Many non-data actors are Necessary for the Data Ecosystem to Thrive

The (Big) Data ecosystem must be undertaken as a collaborative and decentralized effort, bringing together the human, societal and political economy. Facilitators and conveners need to play their role, keeping in mind that this ecosystem is constituted of individual and institutional stakeholders that have incentives, objectives, skills and constraints that ought to be taken into consideration.

A Technological Innovation like OPAL requires both political will and a certain degree of broad data literacy.

participatory design approach must go hand-in-hand with high-level political and institutional will, in order to push forward implementation and collaboration. If governments are key elements of this ecosystem, clear understanding and consideration of the local dynamics is necessary in order to carefully choose partners while avoiding risks of political appropriation.

Human Relationships are at the Heart of Digital Innovations

Keeping the community engaged and nurture long-term collaborative relationships requires continuous efforts at a local level.
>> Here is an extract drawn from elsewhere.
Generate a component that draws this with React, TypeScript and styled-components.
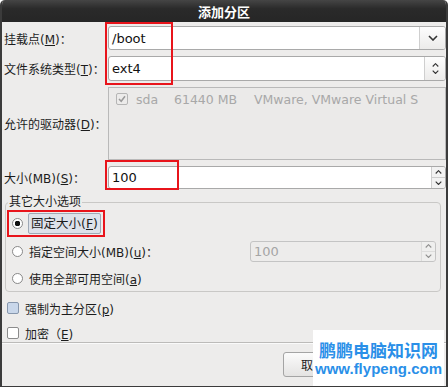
import * as React from 'react';
import styled, { createGlobalStyle } from 'styled-components';

const GlobalStyle = createGlobalStyle`
    html, body {
        margin: 0;
        padding: 0;
        background: #fff;
    }
    body {
        font-family: "DejaVu Sans", "Noto Sans CJK SC", sans-serif;
        font-size: 12px;
        color: #1c1c1c;
    }
`;

const Window = styled.div`
    position: relative;
    width: 448px;
    height: 387px;
    box-sizing: border-box;
    display: flex;
    flex-direction: column;
    background: #edeceb;
    border: 2px solid #3b3b3b;
    border-top: none;
    border-bottom-width: 1px;
    border-radius: 5px 5px 0 0;
    overflow: hidden;
`;

const TitleBar = styled.div`
    height: 22px;
    flex: none;
    display: flex;
    align-items: center;
    justify-content: center;
    background: linear-gradient(#454545, #2a2a2a 40%, #262626);
    color: #fff;
    font-weight: bold;
    font-size: 13px;
`;

const Form = styled.div`
    display: grid;
    grid-template-columns: 104px 1fr;
    grid-template-rows: 24px 25px 73px 23px;
    row-gap: 6px;
    padding: 4px 0 0 2px;
    align-items: center;
`;

const Label = styled.div`
    white-space: nowrap;
    align-self: center;
`;

const Field = styled.div<{ $disabled?: boolean }>`
    display: flex;
    align-items: stretch;
    box-sizing: border-box;
    height: 100%;
    background: ${p => (p.$disabled ? '#edeceb' : '#fff')};
    border: 1px solid ${p => (p.$disabled ? '#c4c4c4' : '#a9a9a9')};
    border-radius: 3px;
    overflow: hidden;
`;

const FieldText = styled.div<{ $disabled?: boolean }>`
    flex: 1;
    display: flex;
    align-items: center;
    padding-left: 3px;
    font-size: 13px;
    color: ${p => (p.$disabled ? '#a5a5a5' : '#111')};
`;

const ComboButton = styled.div<{ $w: number }>`
    width: ${p => p.$w}px;
    flex: none;
    display: flex;
    flex-direction: column;
    gap: 3px;
    align-items: center;
    justify-content: center;
    border-left: 1px solid #cfcfcf;
    background: linear-gradient(#fdfdfd, #ecebea);
`;

const SpinButtons = styled.div<{ $disabled?: boolean }>`
    width: 13px;
    flex: none;
    display: flex;
    flex-direction: column;
    border-left: 1px solid #cdcdcd;
    background: #f2f2f2;
    opacity: ${p => (p.$disabled ? 0.5 : 1)};
`;

const SpinHalf = styled.div`
    flex: 1;
    display: flex;
    align-items: center;
    justify-content: center;
    & + & {
        border-top: 1px solid #cdcdcd;
    }
`;

const DriveList = styled.div`
    height: 100%;
    box-sizing: border-box;
    background: #ebeae9;
    border: 1px solid #b9b9b9;
    padding: 5px 0 0 7px;
    color: #a8a8a8;
    font-size: 12.5px;
`;

const DriveRow = styled.div`
    display: flex;
    align-items: center;
    height: 12px;
`;

const DriveCell = styled.span<{ $w?: number }>`
    width: ${p => (p.$w ? `${p.$w}px` : 'auto')};
    flex: none;
    white-space: nowrap;
`;

const Check = styled.span<{ $fill?: string; $border?: string }>`
    display: inline-flex;
    align-items: center;
    justify-content: center;
    width: 10px;
    height: 10px;
    flex: none;
    border: 1px solid ${p => p.$border || '#8c8c8c'};
    border-radius: 2px;
    background: ${p => p.$fill || '#fff'};
`;

const Frame = styled.fieldset`
    margin: 6px 5px 0 3px;
    padding: 1px 4px 2px 0;
    border: 1px solid #c9c8c6;
    border-radius: 4px;
    display: flex;
    flex-direction: column;
    gap: 5px;
`;

const Legend = styled.legend`
    padding: 0 1px;
    margin-left: 2px;
    line-height: 15px;
`;

const OptionRow = styled.div<{ $h: number }>`
    height: ${p => p.$h}px;
    display: flex;
    align-items: center;
    white-space: nowrap;
`;

const Radio = styled.span<{ $on?: boolean }>`
    width: 11px;
    height: 11px;
    box-sizing: border-box;
    flex: none;
    border-radius: 50%;
    border: 1px solid #8a8a8a;
    background: radial-gradient(circle, ${p => (p.$on ? '#111 0 2.6px, #fff 3px' : '#fff 0, #fff 100%')});
    margin: 0 6px 0 6px;
`;

const FocusLabel = styled.span`
    padding: 3px 2px;
    margin-left: -1px;
    background: #dde2ea;
    border: 1px solid #9fa9b6;
    border-radius: 2px;
    line-height: 13px;
    font-size: 12.5px;
`;

const InlineSpin = styled.div`
    margin-left: auto;
    width: 186px;
    height: 21px;
`;

const CheckRow = styled.div<{ $mt: number }>`
    height: 14px;
    margin: ${p => p.$mt}px 0 0 5px;
    display: flex;
    align-items: center;
    gap: 6px;
    white-space: nowrap;
`;

const Separator = styled.div`
    height: 1px;
    margin: 2px 0 0 0;
    background: #bcbbb9;
    border-bottom: 1px solid #fafafa;
`;

const ButtonBar = styled.div`
    display: flex;
    padding: 8px 0 0 281px;
`;

const Button = styled.div`
    width: 60px;
    height: 25px;
    box-sizing: border-box;
    display: flex;
    align-items: center;
    justify-content: center;
    border: 1px solid #a4a4a4;
    border-radius: 3px;
    background: linear-gradient(#fbfbfb, #e4e3e2);
`;

const Mark = styled.div<{ $x: number; $y: number; $w: number; $h: number }>`
    position: absolute;
    left: ${p => p.$x}px;
    top: ${p => p.$y}px;
    width: ${p => p.$w}px;
    height: ${p => p.$h}px;
    box-sizing: border-box;
    border: 2px solid #e8141b;
    pointer-events: none;
`;

const Watermark = styled.div`
    position: absolute;
    left: 311px;
    top: 330px;
    width: 131px;
    height: 57px;
    background: #fff;
    display: flex;
    flex-direction: column;
    align-items: center;
    justify-content: center;
    color: #2a8fe8;
`;

const WatermarkTitle = styled.div`
    font-family: "Noto Sans CJK SC", sans-serif;
    font-size: 17px;
    font-weight: bold;
    line-height: 20px;
`;

const WatermarkUrl = styled.div`
    font-family: "Liberation Sans", sans-serif;
    font-size: 15px;
    font-weight: bold;
    line-height: 18px;
`;

const Chevron = ({ up = false, size = 7 }: { up?: boolean; size?: number }) => (
    <svg width={size} height={size * 0.6} viewBox="0 0 10 6">
        <path
            d={up ? 'M1 5 L5 1 L9 5' : 'M1 1 L5 5 L9 1'}
            fill="none"
            stroke="#333"
            strokeWidth="1.6"
        />
    </svg>
);

const Tick = () => (
    <svg width="8" height="8" viewBox="0 0 8 8">
        <path d="M1 4 L3.2 6.3 L7 1.2" fill="none" stroke="#9a9a9a" strokeWidth="1.5" />
    </svg>
);

const Spin = ({ value, disabled }: { value: string; disabled?: boolean }) => (
    <Field $disabled={disabled}>
        <FieldText $disabled={disabled}>{value}</FieldText>
        <SpinButtons $disabled={disabled}>
            <SpinHalf><Chevron up size={7} /></SpinHalf>
            <SpinHalf><Chevron size={7} /></SpinHalf>
        </SpinButtons>
    </Field>
);

const App: React.FC = () => {
    return (
        <Window>
            <GlobalStyle />
            <TitleBar>添加分区</TitleBar>
            <Form>
                <Label>挂载点(<u>M</u>)：</Label>
                <Field>
                    <FieldText>/boot</FieldText>
                    <ComboButton $w={25}><Chevron size={10} /></ComboButton>
                </Field>

                <Label>文件系统类型(<u>T</u>)：</Label>
                <Field>
                    <FieldText>ext4</FieldText>
                    <ComboButton $w={20}>
                        <Chevron up size={7} />
                        <Chevron size={7} />
                    </ComboButton>
                </Field>

                <Label>允许的驱动器(<u>D</u>)：</Label>
                <DriveList>
                    <DriveRow>
                        <Check $fill="#ecebea" $border="#b5b5b5"><Tick /></Check>
                        <DriveCell $w={8} />
                        <DriveCell $w={38}>sda</DriveCell>
                        <DriveCell $w={80}>61440 MB</DriveCell>
                        <DriveCell>VMware, VMware Virtual S</DriveCell>
                    </DriveRow>
                </DriveList>

                <Label>大小(MB)(<u>S</u>)：</Label>
                <Spin value="100" />
            </Form>

            <Frame>
                <Legend>其它大小选项</Legend>
                <OptionRow $h={24}>
                    <Radio $on />
                    <FocusLabel>固定大小(<u>F</u>)</FocusLabel>
                </OptionRow>
                <OptionRow $h={22}>
                    <Radio />
                    <span>指定空间大小(MB)(<u>u</u>)：</span>
                    <InlineSpin><Spin value="100" disabled /></InlineSpin>
                </OptionRow>
                <OptionRow $h={22}>
                    <Radio />
                    <span>使用全部可用空间(<u>a</u>)</span>
                </OptionRow>
            </Frame>

            <CheckRow $mt={9}>
                <Check $fill="#c9d7ea" $border="#8797ad" />
                <span>强制为主分区(<u>p</u>)</span>
            </CheckRow>
            <CheckRow $mt={11}>
                <Check />
                <span>加密（<u>E</u>)</span>
            </CheckRow>
            <Separator />
            <ButtonBar>
                <Button>取消</Button>
            </ButtonBar>

            <Mark $x={103} $y={22} $w={68} $h={63} />
            <Mark $x={103} $y={160} $w={74} $h={30} />
            <Mark $x={5} $y={210} $w={98} $h={27} />

            <Watermark>
                <WatermarkTitle>鹏鹏电脑知识网</WatermarkTitle>
                <WatermarkUrl>www.flypeng.com</WatermarkUrl>
            </Watermark>
        </Window>
    );
};

export default App;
In Senegal, regular check-in are conducted with partners involved and active dialogue is sustained with the main stakeholders. In Colombia, it was a challenge to leverage the post-workshop ‘momentum’ because of a lack of human resource capacities. In terms of project management, it is thus critical to ensure that the corresponding human and financial capacities are budgeted and allocated to community-building.

Innovative ideas will not thrive without suffcient organizational structure. The transnational and multi-stakeholder nature of data projects requires diligent identification of teams and focal points in charge throughout each stage of the project. In Senegal, specific meetings were held to clarify roles and responsibilities, improving the fluidity of exchanges and group dynamics.